▸ **What to do**
Return each line holding the string "single".

Dataset records:
↓

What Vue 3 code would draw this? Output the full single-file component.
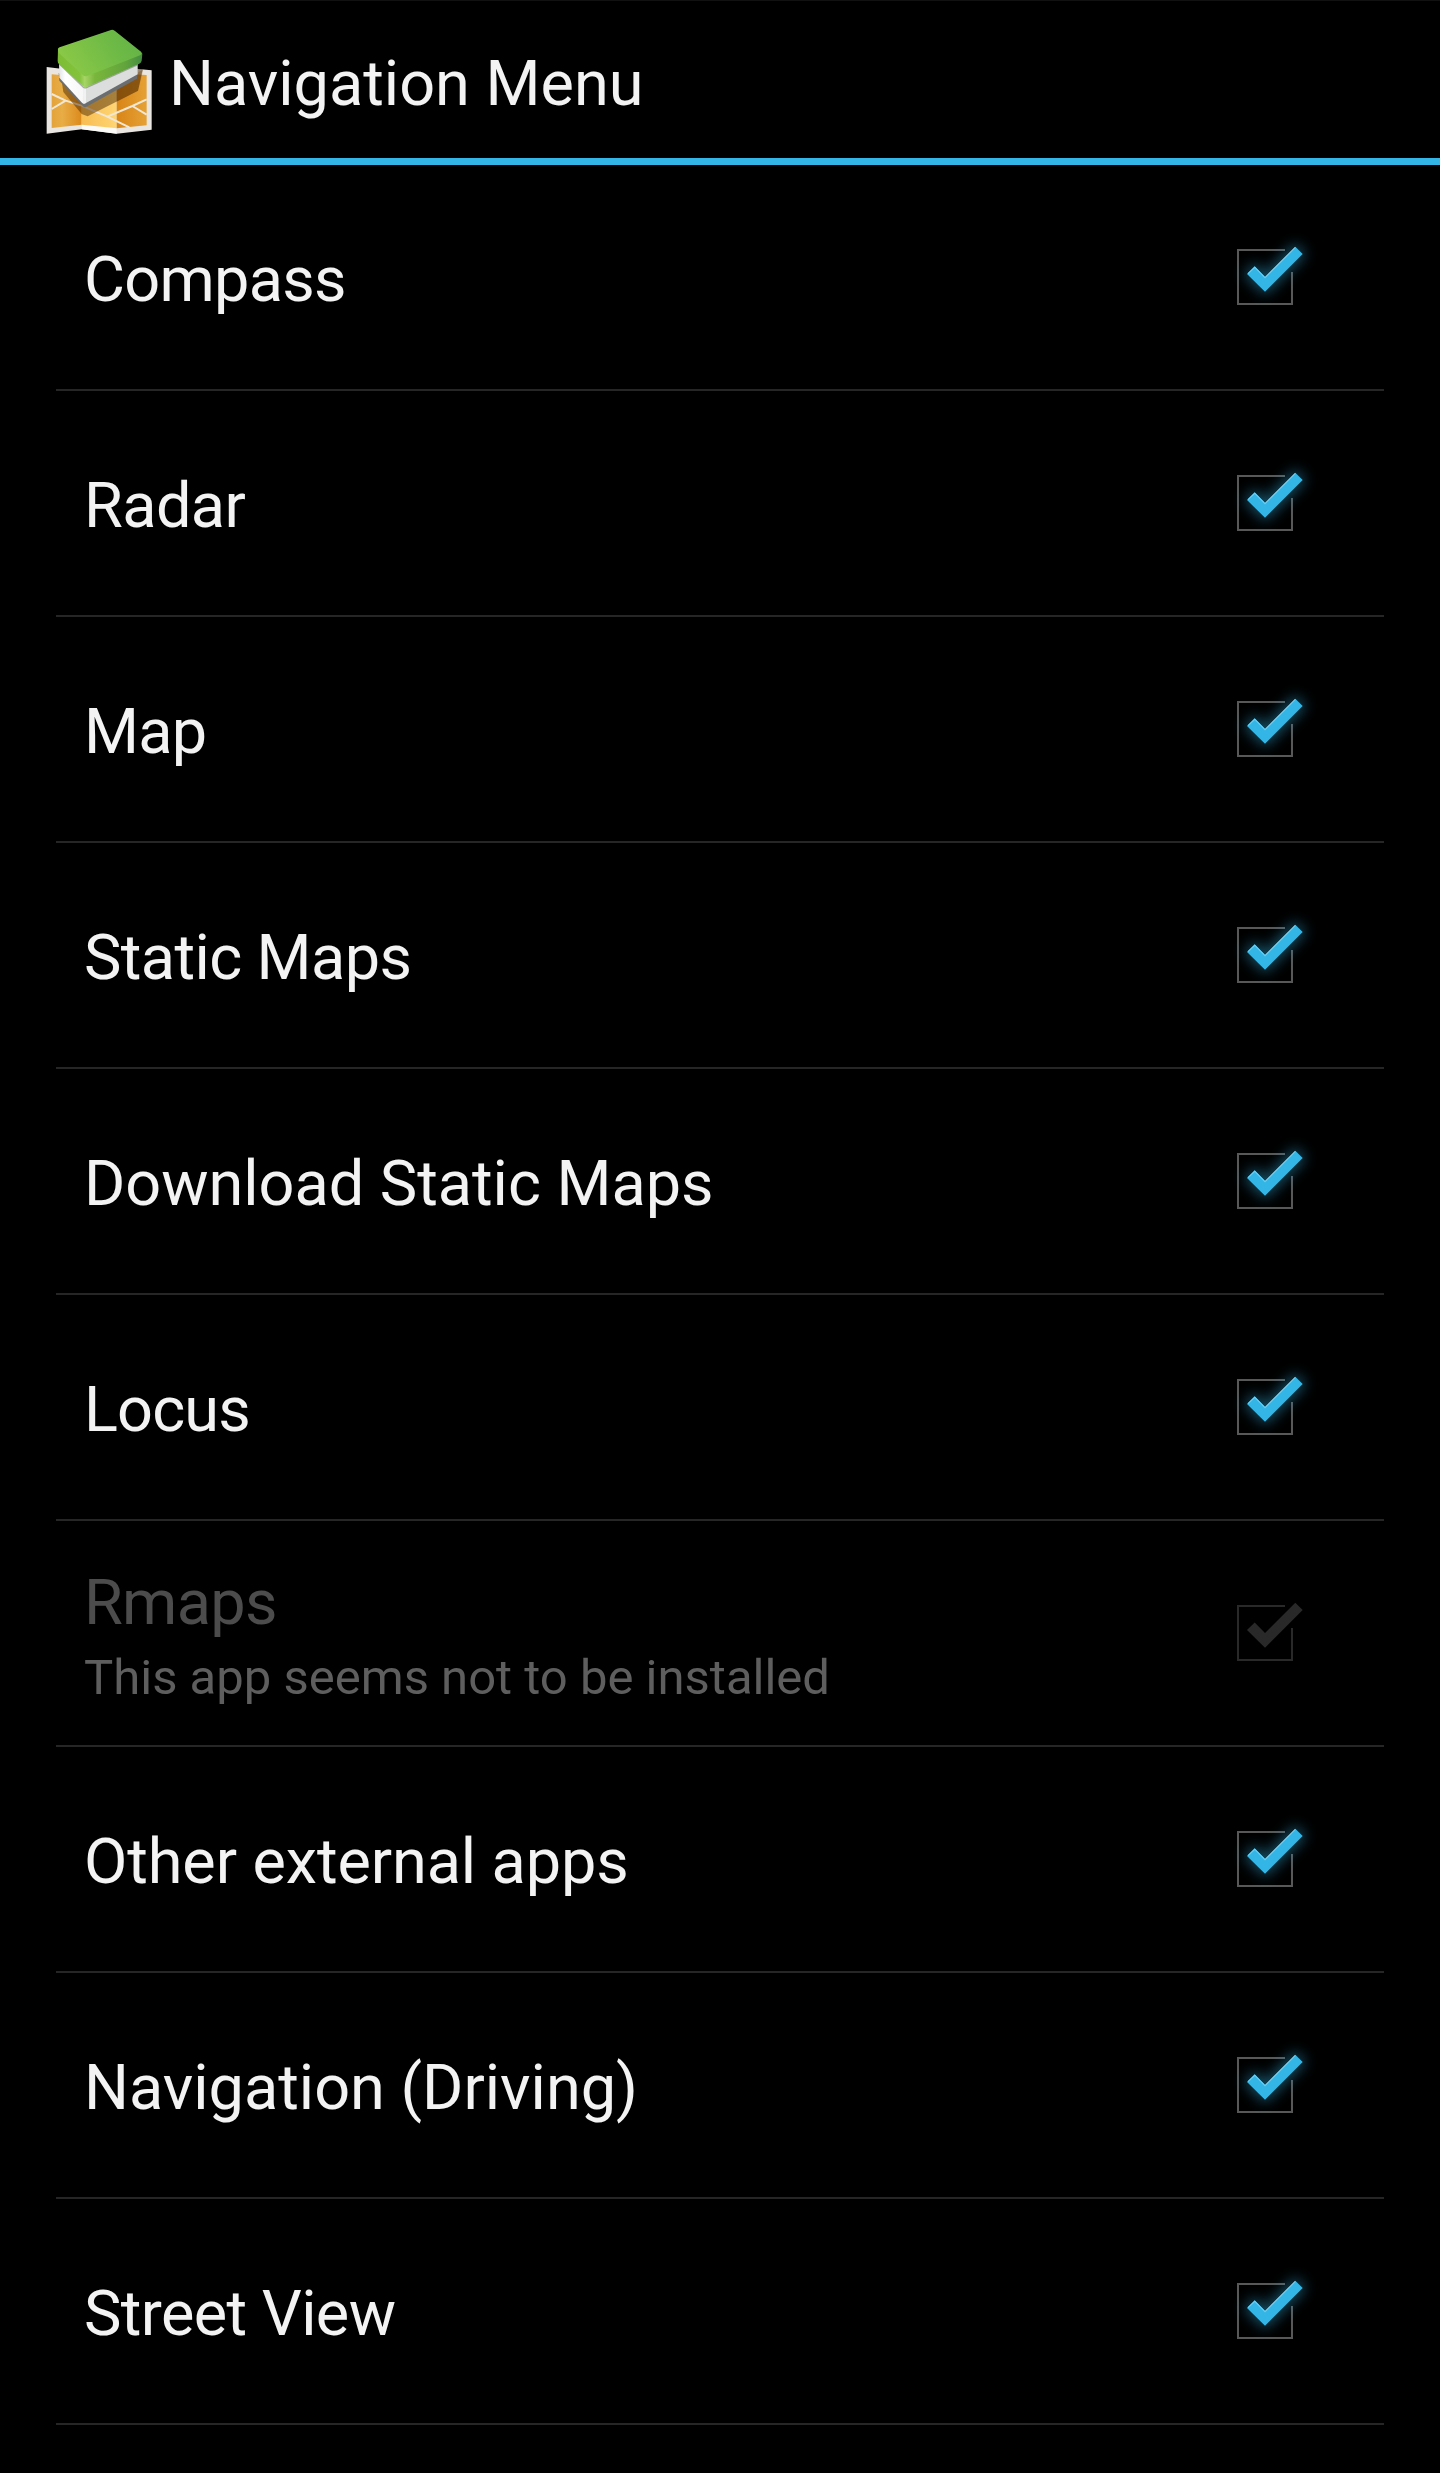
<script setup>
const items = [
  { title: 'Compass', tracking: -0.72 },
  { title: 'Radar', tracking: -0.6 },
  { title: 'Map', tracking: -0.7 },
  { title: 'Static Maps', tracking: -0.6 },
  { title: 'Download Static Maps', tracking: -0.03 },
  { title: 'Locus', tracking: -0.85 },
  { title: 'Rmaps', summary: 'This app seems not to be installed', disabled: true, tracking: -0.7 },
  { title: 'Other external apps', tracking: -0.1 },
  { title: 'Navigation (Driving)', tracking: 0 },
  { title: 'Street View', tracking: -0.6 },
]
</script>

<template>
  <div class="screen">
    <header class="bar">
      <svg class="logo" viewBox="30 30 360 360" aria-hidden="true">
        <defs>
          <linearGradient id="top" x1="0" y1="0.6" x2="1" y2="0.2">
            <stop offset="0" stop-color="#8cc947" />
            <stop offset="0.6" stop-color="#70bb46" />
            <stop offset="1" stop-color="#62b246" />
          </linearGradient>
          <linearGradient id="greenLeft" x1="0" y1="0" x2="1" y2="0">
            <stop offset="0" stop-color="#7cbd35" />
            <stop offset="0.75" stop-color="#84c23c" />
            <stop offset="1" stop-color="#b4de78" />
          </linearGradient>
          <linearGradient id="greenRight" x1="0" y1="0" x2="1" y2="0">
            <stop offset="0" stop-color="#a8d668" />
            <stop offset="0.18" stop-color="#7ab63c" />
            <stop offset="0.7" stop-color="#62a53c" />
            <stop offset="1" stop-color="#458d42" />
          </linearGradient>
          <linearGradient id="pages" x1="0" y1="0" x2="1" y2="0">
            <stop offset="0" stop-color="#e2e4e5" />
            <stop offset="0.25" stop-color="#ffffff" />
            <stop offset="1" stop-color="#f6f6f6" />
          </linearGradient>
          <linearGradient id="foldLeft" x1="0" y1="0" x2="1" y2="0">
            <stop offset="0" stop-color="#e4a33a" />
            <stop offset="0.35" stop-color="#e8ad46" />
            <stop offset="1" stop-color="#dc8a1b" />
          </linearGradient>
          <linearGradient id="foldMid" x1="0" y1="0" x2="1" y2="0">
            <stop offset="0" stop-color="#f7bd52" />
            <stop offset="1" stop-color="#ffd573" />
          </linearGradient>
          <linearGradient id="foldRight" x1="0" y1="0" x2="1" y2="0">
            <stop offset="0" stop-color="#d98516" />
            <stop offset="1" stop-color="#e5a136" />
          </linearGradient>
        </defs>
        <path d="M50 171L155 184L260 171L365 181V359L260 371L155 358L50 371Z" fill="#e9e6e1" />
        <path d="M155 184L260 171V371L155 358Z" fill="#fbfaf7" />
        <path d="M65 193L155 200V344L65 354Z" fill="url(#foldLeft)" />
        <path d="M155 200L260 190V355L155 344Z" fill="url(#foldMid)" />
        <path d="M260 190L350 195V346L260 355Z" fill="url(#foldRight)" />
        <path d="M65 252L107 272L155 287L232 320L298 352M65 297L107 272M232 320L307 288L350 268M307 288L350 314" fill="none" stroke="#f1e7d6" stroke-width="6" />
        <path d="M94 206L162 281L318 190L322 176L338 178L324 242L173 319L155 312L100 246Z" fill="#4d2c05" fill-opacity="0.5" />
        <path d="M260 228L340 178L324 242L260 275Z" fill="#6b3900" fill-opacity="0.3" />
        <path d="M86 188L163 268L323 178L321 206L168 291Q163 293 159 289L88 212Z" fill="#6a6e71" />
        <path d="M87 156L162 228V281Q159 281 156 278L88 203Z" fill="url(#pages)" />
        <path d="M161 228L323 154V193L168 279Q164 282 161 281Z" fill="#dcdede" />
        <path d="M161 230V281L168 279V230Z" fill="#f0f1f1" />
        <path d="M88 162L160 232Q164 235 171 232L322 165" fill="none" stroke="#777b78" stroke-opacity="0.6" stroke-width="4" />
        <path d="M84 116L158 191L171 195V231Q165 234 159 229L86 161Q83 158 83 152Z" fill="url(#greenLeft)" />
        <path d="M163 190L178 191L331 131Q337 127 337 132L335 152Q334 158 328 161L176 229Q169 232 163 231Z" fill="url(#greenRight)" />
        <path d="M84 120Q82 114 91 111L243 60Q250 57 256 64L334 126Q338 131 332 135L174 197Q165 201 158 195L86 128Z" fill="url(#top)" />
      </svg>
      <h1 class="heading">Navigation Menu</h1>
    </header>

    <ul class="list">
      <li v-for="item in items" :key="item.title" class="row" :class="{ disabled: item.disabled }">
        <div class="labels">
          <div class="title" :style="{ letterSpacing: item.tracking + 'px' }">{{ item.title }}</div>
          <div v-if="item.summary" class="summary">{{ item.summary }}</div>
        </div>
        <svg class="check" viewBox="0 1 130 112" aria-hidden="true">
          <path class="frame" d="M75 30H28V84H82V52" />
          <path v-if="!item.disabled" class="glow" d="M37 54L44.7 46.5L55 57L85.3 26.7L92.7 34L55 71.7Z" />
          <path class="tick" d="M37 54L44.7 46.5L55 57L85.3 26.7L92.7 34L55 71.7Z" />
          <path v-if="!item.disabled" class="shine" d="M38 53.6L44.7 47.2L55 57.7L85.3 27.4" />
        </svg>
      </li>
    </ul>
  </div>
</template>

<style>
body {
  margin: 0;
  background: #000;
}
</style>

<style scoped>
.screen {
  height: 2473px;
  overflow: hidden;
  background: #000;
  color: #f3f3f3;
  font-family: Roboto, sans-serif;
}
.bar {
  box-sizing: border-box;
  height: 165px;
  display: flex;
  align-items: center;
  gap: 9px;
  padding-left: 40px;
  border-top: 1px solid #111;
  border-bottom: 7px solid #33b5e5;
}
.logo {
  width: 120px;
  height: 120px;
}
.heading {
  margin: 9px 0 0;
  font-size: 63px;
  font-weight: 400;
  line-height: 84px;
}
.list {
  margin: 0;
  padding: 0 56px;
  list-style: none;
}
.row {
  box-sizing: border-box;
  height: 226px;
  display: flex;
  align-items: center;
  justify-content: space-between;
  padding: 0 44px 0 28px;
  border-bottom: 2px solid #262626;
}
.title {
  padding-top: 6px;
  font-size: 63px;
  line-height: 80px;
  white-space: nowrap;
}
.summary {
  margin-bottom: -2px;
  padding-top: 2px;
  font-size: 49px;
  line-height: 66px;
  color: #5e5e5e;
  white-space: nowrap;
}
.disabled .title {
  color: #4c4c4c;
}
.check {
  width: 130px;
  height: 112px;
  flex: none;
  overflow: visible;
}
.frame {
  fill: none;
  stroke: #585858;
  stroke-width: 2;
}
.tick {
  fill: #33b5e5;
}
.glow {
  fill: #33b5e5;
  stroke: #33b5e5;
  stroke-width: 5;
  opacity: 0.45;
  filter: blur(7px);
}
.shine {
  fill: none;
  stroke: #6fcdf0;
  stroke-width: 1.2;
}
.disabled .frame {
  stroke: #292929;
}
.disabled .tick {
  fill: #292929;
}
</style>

↑
↓

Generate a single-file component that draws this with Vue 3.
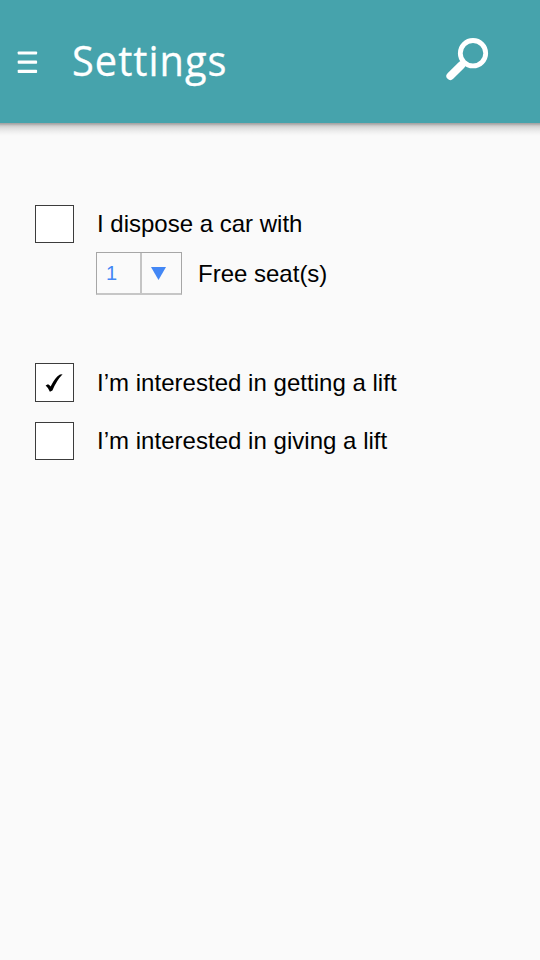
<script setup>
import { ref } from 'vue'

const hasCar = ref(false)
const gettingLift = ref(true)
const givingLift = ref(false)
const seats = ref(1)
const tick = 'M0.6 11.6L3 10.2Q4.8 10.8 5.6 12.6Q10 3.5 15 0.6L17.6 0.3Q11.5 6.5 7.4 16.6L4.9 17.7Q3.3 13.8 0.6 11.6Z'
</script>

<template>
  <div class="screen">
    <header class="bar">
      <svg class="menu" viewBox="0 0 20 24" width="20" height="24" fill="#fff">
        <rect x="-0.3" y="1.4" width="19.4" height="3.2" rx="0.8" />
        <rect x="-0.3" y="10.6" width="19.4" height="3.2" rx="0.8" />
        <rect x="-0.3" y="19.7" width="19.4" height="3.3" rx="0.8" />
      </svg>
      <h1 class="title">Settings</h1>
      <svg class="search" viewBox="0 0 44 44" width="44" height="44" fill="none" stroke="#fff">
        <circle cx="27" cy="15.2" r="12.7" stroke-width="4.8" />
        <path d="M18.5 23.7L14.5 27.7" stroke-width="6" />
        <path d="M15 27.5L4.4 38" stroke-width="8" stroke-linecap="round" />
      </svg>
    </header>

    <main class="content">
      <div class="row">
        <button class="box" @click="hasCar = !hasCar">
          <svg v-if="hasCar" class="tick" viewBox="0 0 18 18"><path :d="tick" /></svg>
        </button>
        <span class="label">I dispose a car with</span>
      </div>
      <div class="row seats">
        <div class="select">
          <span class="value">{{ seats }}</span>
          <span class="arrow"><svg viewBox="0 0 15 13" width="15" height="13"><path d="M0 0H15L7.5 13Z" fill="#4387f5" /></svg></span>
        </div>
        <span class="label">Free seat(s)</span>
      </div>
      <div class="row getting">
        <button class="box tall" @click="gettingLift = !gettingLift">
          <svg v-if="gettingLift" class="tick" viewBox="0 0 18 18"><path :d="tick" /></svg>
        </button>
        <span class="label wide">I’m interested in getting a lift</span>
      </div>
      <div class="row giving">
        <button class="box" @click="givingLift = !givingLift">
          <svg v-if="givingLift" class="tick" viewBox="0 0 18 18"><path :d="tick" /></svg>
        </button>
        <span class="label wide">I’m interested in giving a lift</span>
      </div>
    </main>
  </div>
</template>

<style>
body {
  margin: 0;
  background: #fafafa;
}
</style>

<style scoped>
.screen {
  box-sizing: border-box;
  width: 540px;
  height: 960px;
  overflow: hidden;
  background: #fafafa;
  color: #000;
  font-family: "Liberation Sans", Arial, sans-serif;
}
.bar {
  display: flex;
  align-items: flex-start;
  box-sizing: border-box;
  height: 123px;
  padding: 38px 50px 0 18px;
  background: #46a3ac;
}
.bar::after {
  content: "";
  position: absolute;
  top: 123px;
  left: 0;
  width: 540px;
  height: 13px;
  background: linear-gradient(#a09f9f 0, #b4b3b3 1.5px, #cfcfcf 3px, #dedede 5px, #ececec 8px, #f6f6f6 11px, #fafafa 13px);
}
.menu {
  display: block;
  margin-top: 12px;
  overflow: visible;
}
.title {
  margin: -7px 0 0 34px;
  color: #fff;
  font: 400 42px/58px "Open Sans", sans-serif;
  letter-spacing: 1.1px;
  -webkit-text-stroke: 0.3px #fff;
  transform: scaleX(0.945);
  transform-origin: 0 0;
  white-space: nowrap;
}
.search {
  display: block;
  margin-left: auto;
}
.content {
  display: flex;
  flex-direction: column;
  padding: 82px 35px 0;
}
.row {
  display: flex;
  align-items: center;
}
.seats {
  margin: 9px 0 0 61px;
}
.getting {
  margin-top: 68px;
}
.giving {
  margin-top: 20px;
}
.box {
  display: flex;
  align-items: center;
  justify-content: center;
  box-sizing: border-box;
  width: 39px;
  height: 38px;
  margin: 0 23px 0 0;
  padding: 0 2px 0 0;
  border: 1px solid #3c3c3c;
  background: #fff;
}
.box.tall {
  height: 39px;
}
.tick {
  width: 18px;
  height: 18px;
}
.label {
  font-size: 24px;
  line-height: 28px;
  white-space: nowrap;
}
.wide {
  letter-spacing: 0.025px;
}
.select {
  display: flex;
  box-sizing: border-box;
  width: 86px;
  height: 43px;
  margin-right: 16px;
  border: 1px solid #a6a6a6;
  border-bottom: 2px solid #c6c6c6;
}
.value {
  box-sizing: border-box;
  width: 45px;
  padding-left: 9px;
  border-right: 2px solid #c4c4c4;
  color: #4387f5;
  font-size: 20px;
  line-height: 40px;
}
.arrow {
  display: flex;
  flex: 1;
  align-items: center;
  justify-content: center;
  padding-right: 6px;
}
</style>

↑

▸ **Final result**
What Vue 3 code would draw this? Output the full single-file component.
Generate a single-file component that draws this with Vue 3.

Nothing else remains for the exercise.